Six months later, lying together one night and near sleep, Kirsty finally understood what they meant. Out of the blue, he’d started to dreamily tell her how the Hub’s simple, straightforward policy was due to be applied to death too. And not just livedrive deaths either – every death. He’d mumbled it out like some cute little tale he’d heard at work and when she’d looked over, she’d known it was over because he was smiling to himself.
He’s got the same look now, a half smile on his face as he nudges the zipped up body bag at his feet. The bags are in one stall of many, just three cinderblock walls five feet high painted in high gloss white paint. She’s seen how a stall can hold forty dead pigs so these bags take up no space at all. “These are yours,” he says. “You need me to open them for you?” Th
at smile again.
He’d always been like this. Daring her, pushing her, challenging her to go that little bit further. “You think I’ll faint or throw up if I don’t have a man here to hold my hand?”

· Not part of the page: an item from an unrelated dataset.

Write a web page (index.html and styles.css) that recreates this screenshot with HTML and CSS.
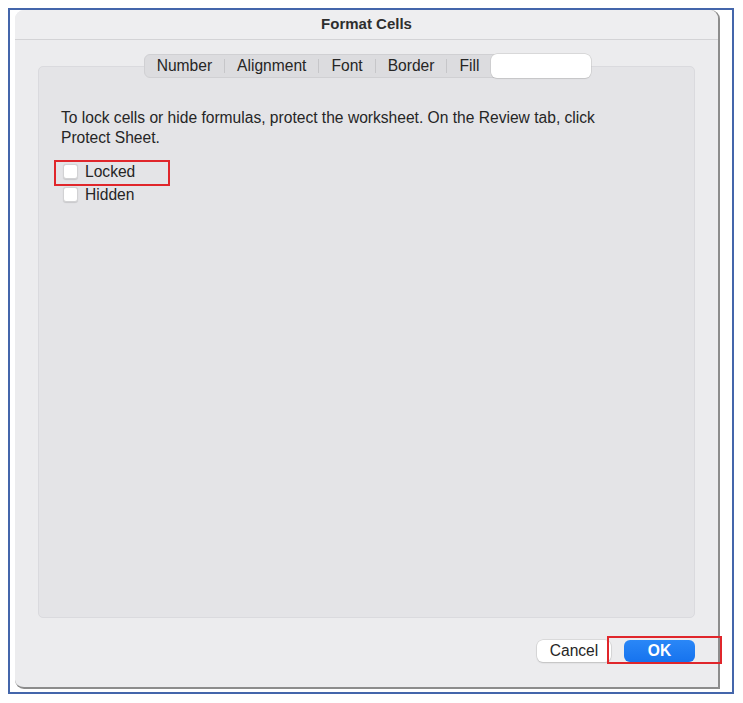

He shrugs. “Fine, I’ll leave you to it.”
She stares straight back at him. “Fine.”
He breaks the stare first. “Fine,” he mutters, then shakes his head and shambles off to smoke and get high.
She drags the first bag clear of the pile and it’s light for an adult human, just the leftovers after the Negative Patient Output operatives of the San Fernando morgue and their singing buzzsaws have retrieved hands and feet, lungs and liver and all the useful stuff.
She props Slate to record her work and opens out her rucksack for gloves and a mask and plastic sample pots. Then she unzips the bag and the mass of body parts is no more and no less shocking than anything else she sees at work. Apart from having a face though, which she doesn’t like, even when the precious eyes have been removed and the sunken lids taped shut with micropore tape. She gently turns the head away and after that, the bag contains just one more inert wetware system.
She looks it over once, ignoring the clean incisions of surgery and limb recovery. She identifies bruising and tearing and there’s plenty of that. She records each injury on Slate. She blunt-probes every break in the skin for foreign objects. She swabs every one for DNA.
The first bag’s a male, glass shards in abdominal wounds that she removes and tags and bags for forensics. She pulls the next bag and repeats the procedure. It’s a girl, flattened metal chunks in deep back lacerations that look to Kirsty like they might be bullet fragments. The last bag’s the most messed up, one arm torn from the socket and dropped in the bag like an after-thought. There’s a puncture wound under the ribs, a big ragged one. She blunt-probes and finds a torn human finger nail deep inside the wound. She pulls it free with tweezers and bags that too.